Challenge: In order to remain compliant on DOT-funded municipality projects, the public works department in the City of Meriden used a robust Four Volume method that often led to time-consuming project slowdowns.
Solution: In order to streamline this process, Director of Public Works Howard Weissberg, P.E., and his team vetted a number of software solutions and landed on Appia® for construction administration and inspection.
Results: Piloting Appia on the large Pratt Street Traffic Improvement project led to improved project management
and data reporting, cost savings, and more time for inspectors in the field.

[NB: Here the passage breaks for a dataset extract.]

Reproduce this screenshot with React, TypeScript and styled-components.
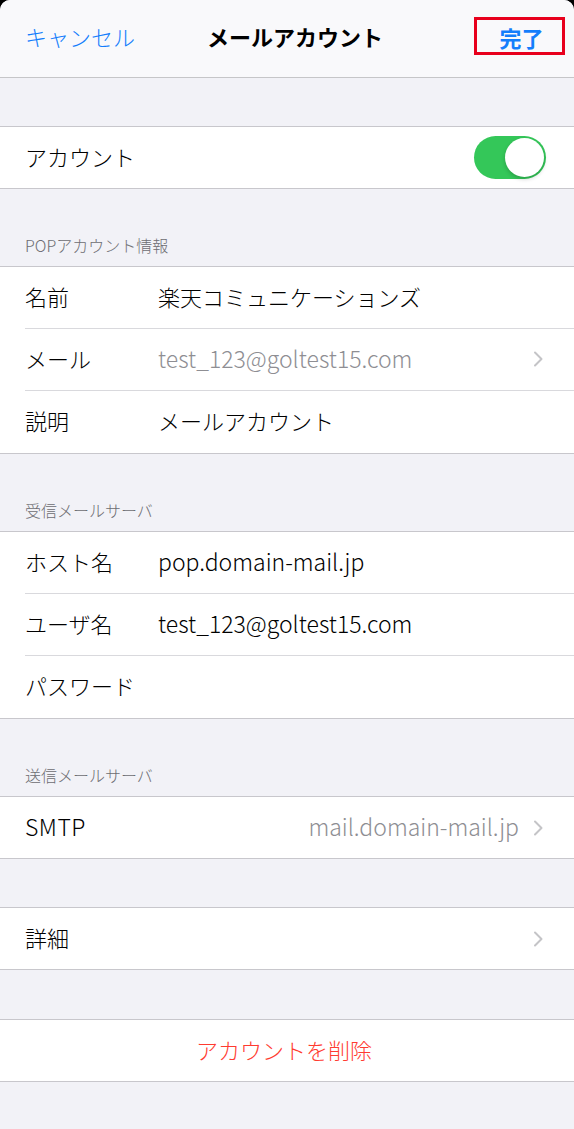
import React from "react";
import styled, { createGlobalStyle } from "styled-components";

const GlobalStyle = createGlobalStyle`
  html, body {
    margin: 0;
    padding: 0;
    background: #000;
  }
  * { box-sizing: border-box; }
`;

const FONT = `"Noto Sans CJK JP", "Noto Sans", sans-serif`;

const Screen = styled.div`
  width: 574px;
  min-height: 1129px;
  background: #f2f2f7;
  border-radius: 10px 10px 0 0;
  overflow: hidden;
  font-family: ${FONT};
  font-weight: 300;
  color: #000;
`;

const NavBar = styled.header`
  height: 78px;
  background: #f9f9fb;
  border-bottom: 1px solid #c6c6c8;
  display: grid;
  grid-template-columns: 1fr auto 1fr;
  align-items: center;
  padding: 0 9px 6px 25px;
`;

const NavButton = styled.span`
  font-size: 22px;
  line-height: 28px;
  color: #147efb;
  justify-self: start;
`;

const NavTitle = styled.h1`
  margin: 0;
  font-size: 22px;
  line-height: 28px;
  font-weight: 700;
`;

const DoneButton = styled.span`
  justify-self: end;
  width: 91px;
  height: 38px;
  border: 3px solid #e8001c;
  display: flex;
  align-items: center;
  justify-content: center;
  padding-left: 4px;
  padding-top: 2px;
  font-size: 22px;
  font-weight: 700;
  color: #147efb;
`;

const Spacer = styled.div<{ $h: number }>`
  height: ${(p) => p.$h}px;
`;

const SectionHeader = styled.div`
  height: 77px;
  display: flex;
  align-items: flex-end;
  padding: 0 25px 10px;
  font-size: 16px;
  line-height: 22px;
  color: #6d6d72;
`;

const Group = styled.section`
  background: #fff;
  border-top: 1px solid #c8c7cc;
  border-bottom: 1px solid #c8c7cc;
  & > *:last-child:not(:first-child) {
    height: 63px;
  }
`;

const Row = styled.div<{ $center?: boolean }>`
  position: relative;
  height: 61px;
  display: flex;
  align-items: center;
  justify-content: ${(p) => (p.$center ? "center" : "flex-start")};
  padding: 0 31px 3px 25px;
  font-size: 22px;
  line-height: 28px;
  & + & {
    height: 62px;
  }
  & + &::before {
    content: "";
    position: absolute;
    top: 0;
    left: 25px;
    right: 0;
    height: 1px;
    background: #d9d9dd;
  }
`;

const Label = styled.span<{ $latin?: boolean }>`
  width: 133px;
  flex-shrink: 0;
  font-size: ${(p) => (p.$latin ? "23px" : "inherit")};
  letter-spacing: ${(p) => (p.$latin ? "0.5px" : "normal")};
`;

const Value = styled.span<{ $muted?: boolean; $latin?: boolean }>`
  flex: 1;
  color: ${(p) => (p.$muted ? "#8e8e93" : "#000")};
  white-space: nowrap;
  font-size: ${(p) => (p.$latin ? "23px" : "inherit")};
`;

const RightValue = styled.span`
  margin-left: auto;
  color: #8e8e93;
  font-size: 23px;
`;

const Danger = styled.span`
  color: #ff3b30;
`;

const Toggle = styled.span`
  margin-left: auto;
  margin-right: -3px;
  margin-top: 3px;
  width: 72px;
  height: 43px;
  border-radius: 22px;
  background: #34c759;
  position: relative;
  &::after {
    content: "";
    position: absolute;
    right: 2px;
    top: 2px;
    width: 39px;
    height: 39px;
    border-radius: 50%;
    background: #fff;
    box-shadow: 0 2px 4px rgba(0, 0, 0, 0.2);
  }
`;

const ChevronBox = styled.svg`
  flex-shrink: 0;
  margin-left: 14px;
  margin-top: 3px;
`;

const Chevron = () => (
  <ChevronBox width="10" height="16" viewBox="0 0 10 16">
    <path d="M2 1.5 L8.5 8 L2 14.5" fill="none" stroke="#c4c4c7" strokeWidth="2" strokeLinecap="round" strokeLinejoin="round" />
  </ChevronBox>
);

export default function App() {
  return (
    <>
      <GlobalStyle />
      <Screen>
        <NavBar>
          <NavButton>キャンセル</NavButton>
          <NavTitle>メールアカウント</NavTitle>
          <DoneButton>完了</DoneButton>
        </NavBar>
        <Spacer $h={48} />
        <Group>
          <Row>
            <span>アカウント</span>
            <Toggle />
          </Row>
        </Group>
        <SectionHeader>POPアカウント情報</SectionHeader>
        <Group>
          <Row>
            <Label>名前</Label>
            <Value>楽天コミュニケーションズ</Value>
          </Row>
          <Row>
            <Label>メール</Label>
            <Value $muted $latin>test_123@goltest15.com</Value>
            <Chevron />
          </Row>
          <Row>
            <Label>説明</Label>
            <Value>メールアカウント</Value>
          </Row>
        </Group>
        <SectionHeader>受信メールサーバ</SectionHeader>
        <Group>
          <Row>
            <Label>ホスト名</Label>
            <Value $latin>pop.domain-mail.jp</Value>
          </Row>
          <Row>
            <Label>ユーザ名</Label>
            <Value $latin>test_123@goltest15.com</Value>
          </Row>
          <Row>
            <Label>パスワード</Label>
            <Value />
          </Row>
        </Group>
        <SectionHeader>送信メールサーバ</SectionHeader>
        <Group>
          <Row>
            <Label $latin>SMTP</Label>
            <RightValue>mail.domain-mail.jp</RightValue>
            <Chevron />
          </Row>
        </Group>
        <Spacer $h={48} />
        <Group>
          <Row>
            <Label>詳細</Label>
            <RightValue />
            <Chevron />
          </Row>
        </Group>
        <Spacer $h={49} />
        <Group>
          <Row $center>
            <Danger>アカウントを削除</Danger>
          </Row>
        </Group>
      </Screen>
    </>
  );
}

Howard Weissberg, P.E., is the Director of Public Works for the City of Meriden, a town of about 60,000 in Connecticut, not far from New Haven. Responsible for infrastructure management and capital projects like paving, culvert installation, signal replacement, etc., many of the Public Works projects are funded by the state DOT. To manage these projects, Weissberg and his team use the required, paper-based Four Volume method that includes daily work reports, contract items, quantity computations, and miscellaneous contract data. While Weissberg recognized the value of the consistent, well-documented method, the cons kept piling up: duplication of effort, greater opportunity for errors, long term storage, auditing challenges, etc. It quickly became clear that a software solution would allow the City of Meriden to remain compliant while streamlining their existing process.
The next step? Embracing e-construction innovation.

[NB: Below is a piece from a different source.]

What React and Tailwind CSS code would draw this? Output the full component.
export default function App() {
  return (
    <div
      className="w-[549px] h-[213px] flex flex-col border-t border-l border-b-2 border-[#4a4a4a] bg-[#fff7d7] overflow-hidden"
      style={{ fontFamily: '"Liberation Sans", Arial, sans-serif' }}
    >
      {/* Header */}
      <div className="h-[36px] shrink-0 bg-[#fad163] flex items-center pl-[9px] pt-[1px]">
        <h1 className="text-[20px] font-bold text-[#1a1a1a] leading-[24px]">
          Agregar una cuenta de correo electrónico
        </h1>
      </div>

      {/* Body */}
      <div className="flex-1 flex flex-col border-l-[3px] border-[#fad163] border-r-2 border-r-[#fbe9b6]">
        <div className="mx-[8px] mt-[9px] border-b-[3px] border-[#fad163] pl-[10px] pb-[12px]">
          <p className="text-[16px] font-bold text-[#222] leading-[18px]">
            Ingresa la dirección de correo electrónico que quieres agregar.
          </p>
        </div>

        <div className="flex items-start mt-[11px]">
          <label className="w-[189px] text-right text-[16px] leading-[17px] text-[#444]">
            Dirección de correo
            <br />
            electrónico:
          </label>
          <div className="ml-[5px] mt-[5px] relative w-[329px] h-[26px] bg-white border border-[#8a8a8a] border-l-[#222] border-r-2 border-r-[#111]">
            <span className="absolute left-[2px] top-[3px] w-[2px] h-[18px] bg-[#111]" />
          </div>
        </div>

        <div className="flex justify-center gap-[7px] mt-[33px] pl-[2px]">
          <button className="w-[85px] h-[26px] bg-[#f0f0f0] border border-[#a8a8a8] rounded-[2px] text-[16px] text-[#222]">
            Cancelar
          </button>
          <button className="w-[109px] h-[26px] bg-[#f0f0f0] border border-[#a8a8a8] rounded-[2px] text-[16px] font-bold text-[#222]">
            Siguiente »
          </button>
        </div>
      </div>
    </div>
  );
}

In recent years, the Federal Highway Administration (FHWA) has put an increasing focus on e-Construction solutions as a way to improve our nation’s infrastructure. To that end, State Transportation Innovation Councils (STICs) are set up in every state, with the purpose of providing STIC Grants to offset the costs of innovative practices in state transportation agencies. To fund their Appia implementation, the City of Meriden planned to take advantage of this savvy FHWA initiative.